The Palmer River empties on the east bank of the Bécancour River in the municipality of Saint-Jacques-de-Leeds. Its confluence is located 1.5 km upstream of the municipal limit of Sainte-Agathe-de-Lotbinière, at 7.6 km south of the latter village and at 11.4 km west of the center of the village of Saint-Jacques-de-Leeds.

== Toponymy ==
This toponym has been known since the second half of the 19th century. Its origin remains unknown despite research carried out with local pioneers and also many mining prospectors of this time.

The plans of the official cadastre, edition of 1937 in particular, indicate "Rivière des Palmes", as much for the Palmer East river as the main course of the river. However, locals generally referred to this watercourse as the "Palmer River".
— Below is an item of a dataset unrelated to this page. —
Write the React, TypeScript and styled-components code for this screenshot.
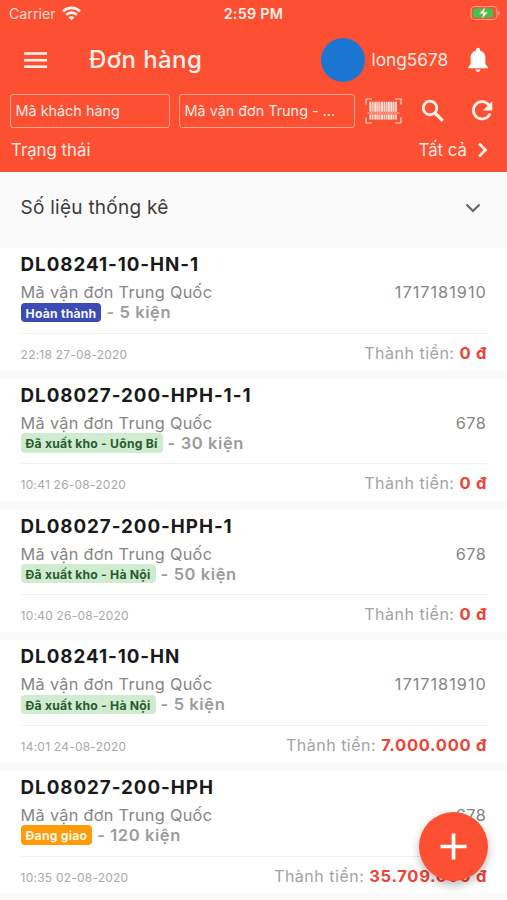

Some researchers believe that "Palmer River" and "East Palmer River" derive from a phonetic transformation of "Palm River". This form would have been in use among many Irish and Scottish pioneers.

The valley of this river, immediately south of Saint-Pierre-de-Broughton, contains varieties of reeds that people refer to as palms.

The toponym "rivière Palmer" was made official on December 5, 1968, at the Commission de toponymie du Québec.